What you are asked to do:
Without the pictures, give the entries below again exactly as written.

Input for this task:
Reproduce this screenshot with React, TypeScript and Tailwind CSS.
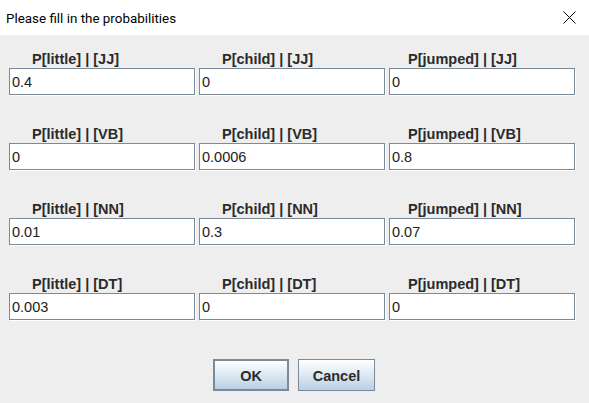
import React from "react";

const cols = ["little", "child", "jumped"];
const rows: { tag: string; vals: string[] }[] = [
  { tag: "JJ", vals: ["0.4", "0", "0"] },
  { tag: "VB", vals: ["0", "0.0006", "0.8"] },
  { tag: "NN", vals: ["0.01", "0.3", "0.07"] },
  { tag: "DT", vals: ["0.003", "0", "0"] },
];

const labelPad = ["pl-[23px]", "pl-[23px]", "pl-[19px]"];

export default function App() {
  return (
    <div
      className="w-[589px] h-[403px] bg-[#eeeeee] flex flex-col overflow-hidden"
      style={{ fontFamily: '"Liberation Sans", Arial, sans-serif' }}
    >
      <div className="h-[35px] bg-white flex items-center justify-between pl-[6px] pr-[12px] shrink-0">
        <span
          className="text-[13.4px] text-black pt-[3px]"
          style={{ fontFamily: 'Roboto, "Noto Sans", sans-serif' }}
        >
          Please fill in the probabilities
        </span>
        <svg width="13" height="13" viewBox="0 0 13 13" className="mr-[1px]">
          <path d="M0.5 0.5 L12.5 12.5 M12.5 0.5 L0.5 12.5" stroke="#000" strokeWidth="1" fill="none" />
        </svg>
      </div>
      <div className="flex flex-col gap-[31px] pt-[16px] pl-[9px]">
        {rows.map((r) => (
          <div key={r.tag} className="flex gap-[4px]">
            {cols.map((c, i) => (
              <div key={c} className="flex flex-col w-[186px]">
                <div
                  className={`h-[17px] leading-[17px] text-[14.5px] font-bold text-[#2b2b2b] whitespace-nowrap ${labelPad[i]}`}
                >
                  P[{c}] | [{r.tag}]
                </div>
                <div className="h-[27px] bg-white border border-[#7a8a99] shadow-[1px_1px_0_#ffffff] pl-[2px] pt-[3px] text-[14.5px] leading-[21px] text-[#222222] whitespace-nowrap">
                  {r.vals[i]}
                </div>
              </div>
            ))}
          </div>
        ))}
      </div>
      <div className="flex justify-center gap-[9px] mt-[39px] pr-[1px]">
        <button className="w-[76px] h-[32px] pt-[3px] border-2 border-[#7a8a99] bg-gradient-to-b from-white via-[#dde8f3] to-[#b8cfe5] text-[14.5px] font-bold text-[#2b2b2b]">
          OK
        </button>
        <button className="w-[77px] h-[32px] pt-[3px] border border-[#7a8a99] bg-gradient-to-b from-white via-[#dde8f3] to-[#b8cfe5] text-[14.5px] font-bold text-[#2b2b2b]">
          Cancel
        </button>
      </div>
    </div>
  );
}
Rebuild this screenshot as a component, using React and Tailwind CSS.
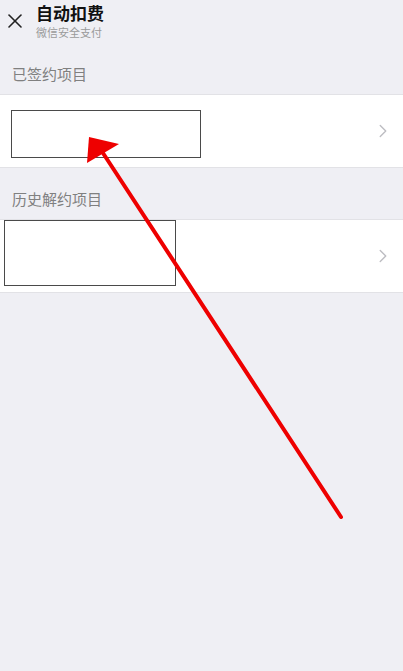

Complete response:
Reproduce this screenshot with React, TypeScript and Tailwind CSS.
import React from "react";

const cols = ["little", "child", "jumped"];
const rows: { tag: string; vals: string[] }[] = [
  { tag: "JJ", vals: ["0.4", "0", "0"] },
  { tag: "VB", vals: ["0", "0.0006", "0.8"] },
  { tag: "NN", vals: ["0.01", "0.3", "0.07"] },
  { tag: "DT", vals: ["0.003", "0", "0"] },
];

const labelPad = ["pl-[23px]", "pl-[23px]", "pl-[19px]"];

export default function App() {
  return (
    <div
      className="w-[589px] h-[403px] bg-[#eeeeee] flex flex-col overflow-hidden"
      style={{ fontFamily: '"Liberation Sans", Arial, sans-serif' }}
    >
      <div className="h-[35px] bg-white flex items-center justify-between pl-[6px] pr-[12px] shrink-0">
        <span
          className="text-[13.4px] text-black pt-[3px]"
          style={{ fontFamily: 'Roboto, "Noto Sans", sans-serif' }}
        >
          Please fill in the probabilities
        </span>
        <svg width="13" height="13" viewBox="0 0 13 13" className="mr-[1px]">
          <path d="M0.5 0.5 L12.5 12.5 M12.5 0.5 L0.5 12.5" stroke="#000" strokeWidth="1" fill="none" />
        </svg>
      </div>
      <div className="flex flex-col gap-[31px] pt-[16px] pl-[9px]">
        {rows.map((r) => (
          <div key={r.tag} className="flex gap-[4px]">
            {cols.map((c, i) => (
              <div key={c} className="flex flex-col w-[186px]">
                <div
                  className={`h-[17px] leading-[17px] text-[14.5px] font-bold text-[#2b2b2b] whitespace-nowrap ${labelPad[i]}`}
                >
                  P[{c}] | [{r.tag}]
                </div>
                <div className="h-[27px] bg-white border border-[#7a8a99] shadow-[1px_1px_0_#ffffff] pl-[2px] pt-[3px] text-[14.5px] leading-[21px] text-[#222222] whitespace-nowrap">
                  {r.vals[i]}
                </div>
              </div>
            ))}
          </div>
        ))}
      </div>
      <div className="flex justify-center gap-[9px] mt-[39px] pr-[1px]">
        <button className="w-[76px] h-[32px] pt-[3px] border-2 border-[#7a8a99] bg-gradient-to-b from-white via-[#dde8f3] to-[#b8cfe5] text-[14.5px] font-bold text-[#2b2b2b]">
          OK
        </button>
        <button className="w-[77px] h-[32px] pt-[3px] border border-[#7a8a99] bg-gradient-to-b from-white via-[#dde8f3] to-[#b8cfe5] text-[14.5px] font-bold text-[#2b2b2b]">
          Cancel
        </button>
      </div>
    </div>
  );
}
Rebuild this screenshot as a component, using React and Tailwind CSS.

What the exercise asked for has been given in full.